## Written instruction:
In the material below, find each line holding the string "components" and copy it.

## Data records:
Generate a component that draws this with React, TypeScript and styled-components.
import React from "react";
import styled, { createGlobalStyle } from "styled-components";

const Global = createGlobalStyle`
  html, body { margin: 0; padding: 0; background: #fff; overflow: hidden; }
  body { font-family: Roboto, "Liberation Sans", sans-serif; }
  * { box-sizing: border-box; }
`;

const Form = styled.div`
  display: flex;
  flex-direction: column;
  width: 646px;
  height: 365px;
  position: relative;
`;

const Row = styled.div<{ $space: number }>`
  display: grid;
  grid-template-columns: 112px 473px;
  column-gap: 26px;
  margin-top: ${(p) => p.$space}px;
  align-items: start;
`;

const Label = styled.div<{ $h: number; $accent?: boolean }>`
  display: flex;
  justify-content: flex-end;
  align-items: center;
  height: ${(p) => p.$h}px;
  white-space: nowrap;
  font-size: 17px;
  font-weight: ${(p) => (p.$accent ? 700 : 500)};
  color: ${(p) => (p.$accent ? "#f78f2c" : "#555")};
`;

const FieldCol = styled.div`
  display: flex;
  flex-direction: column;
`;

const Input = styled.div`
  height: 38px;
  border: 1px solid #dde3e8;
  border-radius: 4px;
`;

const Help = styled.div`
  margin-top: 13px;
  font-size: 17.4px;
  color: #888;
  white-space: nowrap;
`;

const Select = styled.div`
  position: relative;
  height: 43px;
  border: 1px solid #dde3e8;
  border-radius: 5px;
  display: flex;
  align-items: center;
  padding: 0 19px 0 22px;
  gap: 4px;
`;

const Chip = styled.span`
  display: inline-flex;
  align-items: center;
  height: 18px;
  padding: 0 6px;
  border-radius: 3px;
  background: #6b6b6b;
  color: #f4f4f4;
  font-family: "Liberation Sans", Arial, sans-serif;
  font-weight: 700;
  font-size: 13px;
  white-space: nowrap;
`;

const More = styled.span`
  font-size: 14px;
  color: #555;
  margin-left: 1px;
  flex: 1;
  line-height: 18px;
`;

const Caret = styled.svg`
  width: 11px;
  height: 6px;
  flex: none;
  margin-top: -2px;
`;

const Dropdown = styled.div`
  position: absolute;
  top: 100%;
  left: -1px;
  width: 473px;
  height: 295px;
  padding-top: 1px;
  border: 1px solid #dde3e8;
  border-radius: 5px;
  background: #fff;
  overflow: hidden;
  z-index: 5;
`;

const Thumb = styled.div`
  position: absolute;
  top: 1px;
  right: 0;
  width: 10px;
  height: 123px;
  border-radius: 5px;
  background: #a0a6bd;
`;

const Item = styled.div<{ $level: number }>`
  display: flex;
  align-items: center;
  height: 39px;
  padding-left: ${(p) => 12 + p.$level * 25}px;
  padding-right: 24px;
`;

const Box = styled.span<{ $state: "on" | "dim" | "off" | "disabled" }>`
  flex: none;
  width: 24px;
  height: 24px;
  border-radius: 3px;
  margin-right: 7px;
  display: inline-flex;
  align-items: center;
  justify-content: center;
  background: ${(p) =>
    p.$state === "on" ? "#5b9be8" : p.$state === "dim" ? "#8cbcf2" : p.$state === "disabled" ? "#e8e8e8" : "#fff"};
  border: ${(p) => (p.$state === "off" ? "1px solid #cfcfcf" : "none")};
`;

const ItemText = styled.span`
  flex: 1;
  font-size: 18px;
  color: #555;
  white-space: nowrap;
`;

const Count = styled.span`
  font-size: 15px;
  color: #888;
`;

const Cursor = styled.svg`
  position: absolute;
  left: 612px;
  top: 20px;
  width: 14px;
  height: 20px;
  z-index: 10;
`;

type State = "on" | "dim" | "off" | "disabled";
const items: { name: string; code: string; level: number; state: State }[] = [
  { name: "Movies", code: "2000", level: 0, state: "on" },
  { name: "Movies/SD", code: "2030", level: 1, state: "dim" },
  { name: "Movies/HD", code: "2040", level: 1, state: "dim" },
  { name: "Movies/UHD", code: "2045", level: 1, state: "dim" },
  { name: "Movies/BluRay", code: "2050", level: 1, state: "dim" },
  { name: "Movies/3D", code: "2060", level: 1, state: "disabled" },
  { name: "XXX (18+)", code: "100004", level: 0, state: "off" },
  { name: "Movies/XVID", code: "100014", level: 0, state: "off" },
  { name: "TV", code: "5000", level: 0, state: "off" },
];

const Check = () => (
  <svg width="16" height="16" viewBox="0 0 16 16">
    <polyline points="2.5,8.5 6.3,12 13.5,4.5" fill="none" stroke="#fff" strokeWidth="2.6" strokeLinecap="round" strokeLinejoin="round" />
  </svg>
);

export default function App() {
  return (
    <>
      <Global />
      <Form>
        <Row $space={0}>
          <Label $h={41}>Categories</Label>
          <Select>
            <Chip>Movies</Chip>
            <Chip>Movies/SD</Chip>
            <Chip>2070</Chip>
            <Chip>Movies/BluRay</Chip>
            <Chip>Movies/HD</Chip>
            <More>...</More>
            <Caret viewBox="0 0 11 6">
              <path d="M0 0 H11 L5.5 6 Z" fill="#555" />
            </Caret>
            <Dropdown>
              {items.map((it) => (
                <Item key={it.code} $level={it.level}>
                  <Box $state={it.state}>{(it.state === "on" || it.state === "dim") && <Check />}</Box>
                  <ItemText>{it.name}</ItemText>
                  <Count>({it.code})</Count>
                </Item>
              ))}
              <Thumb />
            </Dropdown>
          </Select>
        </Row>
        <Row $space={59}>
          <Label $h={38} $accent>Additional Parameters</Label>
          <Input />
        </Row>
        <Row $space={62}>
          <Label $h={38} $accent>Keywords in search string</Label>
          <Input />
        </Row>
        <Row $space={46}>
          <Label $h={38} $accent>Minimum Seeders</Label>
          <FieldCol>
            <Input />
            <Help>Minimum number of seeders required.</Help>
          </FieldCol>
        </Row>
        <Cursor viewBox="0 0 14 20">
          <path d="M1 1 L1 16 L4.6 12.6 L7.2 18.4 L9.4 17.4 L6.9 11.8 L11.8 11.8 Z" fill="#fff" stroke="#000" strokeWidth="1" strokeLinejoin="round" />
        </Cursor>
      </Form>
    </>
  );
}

* * *

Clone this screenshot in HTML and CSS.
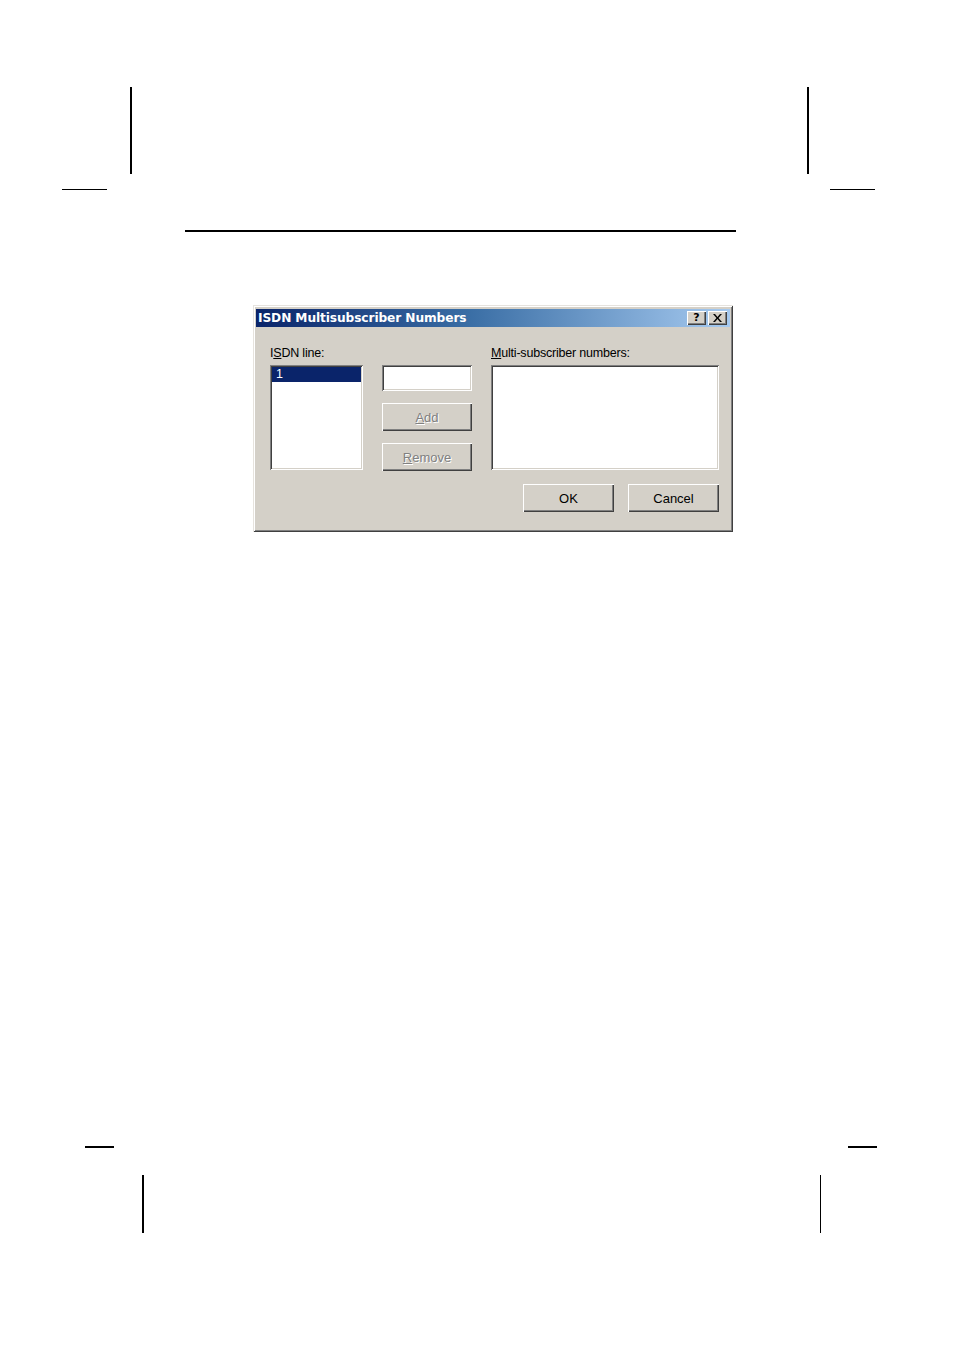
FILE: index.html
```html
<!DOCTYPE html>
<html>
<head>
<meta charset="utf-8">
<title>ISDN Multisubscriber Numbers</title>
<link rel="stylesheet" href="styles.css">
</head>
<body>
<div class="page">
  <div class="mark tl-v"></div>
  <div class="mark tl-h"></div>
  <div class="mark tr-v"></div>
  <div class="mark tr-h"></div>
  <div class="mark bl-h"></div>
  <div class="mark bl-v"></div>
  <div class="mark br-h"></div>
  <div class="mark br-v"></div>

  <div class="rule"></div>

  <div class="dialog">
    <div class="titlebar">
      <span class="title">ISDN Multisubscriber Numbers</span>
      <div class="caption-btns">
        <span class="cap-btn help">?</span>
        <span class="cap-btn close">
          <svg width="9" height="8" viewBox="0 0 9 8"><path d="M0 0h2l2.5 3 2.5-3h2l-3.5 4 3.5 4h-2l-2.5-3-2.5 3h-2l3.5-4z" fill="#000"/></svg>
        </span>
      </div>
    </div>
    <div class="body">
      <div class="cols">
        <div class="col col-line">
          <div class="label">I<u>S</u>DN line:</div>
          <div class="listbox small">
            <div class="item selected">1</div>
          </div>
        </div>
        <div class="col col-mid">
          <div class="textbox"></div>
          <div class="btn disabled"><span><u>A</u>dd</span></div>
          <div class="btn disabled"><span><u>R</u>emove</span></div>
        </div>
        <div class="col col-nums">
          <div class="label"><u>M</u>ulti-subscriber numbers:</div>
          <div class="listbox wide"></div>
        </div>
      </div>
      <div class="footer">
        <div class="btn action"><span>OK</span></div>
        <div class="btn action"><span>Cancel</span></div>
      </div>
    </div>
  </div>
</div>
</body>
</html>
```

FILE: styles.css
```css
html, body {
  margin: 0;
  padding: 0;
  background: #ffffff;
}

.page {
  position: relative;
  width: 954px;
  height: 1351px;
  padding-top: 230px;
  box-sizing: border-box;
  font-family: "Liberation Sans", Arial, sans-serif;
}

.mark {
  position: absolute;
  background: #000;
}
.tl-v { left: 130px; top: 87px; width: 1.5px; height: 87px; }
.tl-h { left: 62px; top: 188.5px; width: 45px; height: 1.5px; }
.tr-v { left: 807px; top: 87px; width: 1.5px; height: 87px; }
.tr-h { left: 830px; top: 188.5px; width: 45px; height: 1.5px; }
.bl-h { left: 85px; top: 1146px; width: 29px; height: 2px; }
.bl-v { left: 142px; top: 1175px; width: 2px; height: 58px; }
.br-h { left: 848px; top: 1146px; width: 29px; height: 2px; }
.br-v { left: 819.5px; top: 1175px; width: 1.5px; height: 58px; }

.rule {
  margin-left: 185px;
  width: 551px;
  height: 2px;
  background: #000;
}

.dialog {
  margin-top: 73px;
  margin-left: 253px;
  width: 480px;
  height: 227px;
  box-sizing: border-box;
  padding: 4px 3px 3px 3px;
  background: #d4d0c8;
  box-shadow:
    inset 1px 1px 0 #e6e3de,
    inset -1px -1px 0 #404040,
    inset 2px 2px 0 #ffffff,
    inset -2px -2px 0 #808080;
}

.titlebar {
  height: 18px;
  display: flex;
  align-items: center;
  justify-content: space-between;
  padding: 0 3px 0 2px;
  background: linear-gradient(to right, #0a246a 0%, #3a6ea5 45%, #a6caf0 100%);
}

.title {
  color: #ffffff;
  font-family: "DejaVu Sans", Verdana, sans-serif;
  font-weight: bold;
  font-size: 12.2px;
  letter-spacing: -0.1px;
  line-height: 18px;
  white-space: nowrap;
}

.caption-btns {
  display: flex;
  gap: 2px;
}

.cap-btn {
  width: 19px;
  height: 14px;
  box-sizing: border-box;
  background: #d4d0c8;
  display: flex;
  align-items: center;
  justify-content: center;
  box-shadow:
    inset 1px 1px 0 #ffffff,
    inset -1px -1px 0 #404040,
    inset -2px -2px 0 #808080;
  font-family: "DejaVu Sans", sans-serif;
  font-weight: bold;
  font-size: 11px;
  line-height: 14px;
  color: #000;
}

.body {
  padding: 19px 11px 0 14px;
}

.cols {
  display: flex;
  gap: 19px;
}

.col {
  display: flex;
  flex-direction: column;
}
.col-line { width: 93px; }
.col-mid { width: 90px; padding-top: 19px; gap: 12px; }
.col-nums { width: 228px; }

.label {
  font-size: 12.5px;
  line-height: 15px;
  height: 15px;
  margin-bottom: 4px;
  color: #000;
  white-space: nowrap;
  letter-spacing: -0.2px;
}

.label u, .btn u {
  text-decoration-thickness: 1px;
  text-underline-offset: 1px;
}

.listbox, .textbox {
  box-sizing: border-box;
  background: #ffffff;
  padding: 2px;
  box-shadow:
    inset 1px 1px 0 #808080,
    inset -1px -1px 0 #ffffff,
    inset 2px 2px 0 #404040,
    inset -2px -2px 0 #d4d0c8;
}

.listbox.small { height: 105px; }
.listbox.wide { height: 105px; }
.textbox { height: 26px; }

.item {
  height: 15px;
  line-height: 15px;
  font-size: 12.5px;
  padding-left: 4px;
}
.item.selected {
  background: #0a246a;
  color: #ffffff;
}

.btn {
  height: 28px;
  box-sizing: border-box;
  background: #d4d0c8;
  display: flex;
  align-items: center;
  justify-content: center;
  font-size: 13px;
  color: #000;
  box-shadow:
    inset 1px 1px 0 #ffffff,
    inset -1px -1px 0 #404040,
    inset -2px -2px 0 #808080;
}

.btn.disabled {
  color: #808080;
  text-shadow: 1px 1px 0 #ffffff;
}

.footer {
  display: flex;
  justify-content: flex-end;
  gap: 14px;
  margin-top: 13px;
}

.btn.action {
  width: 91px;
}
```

---

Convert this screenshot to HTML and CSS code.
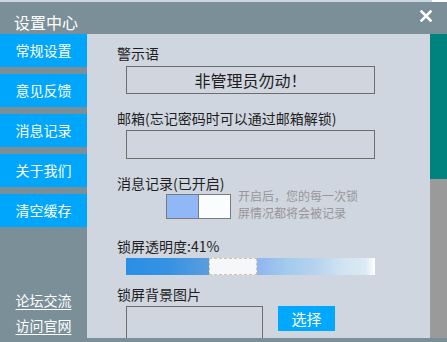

## Solution to the problem:
Generate a component that draws this with React, TypeScript and styled-components.
import styled, { createGlobalStyle } from "styled-components";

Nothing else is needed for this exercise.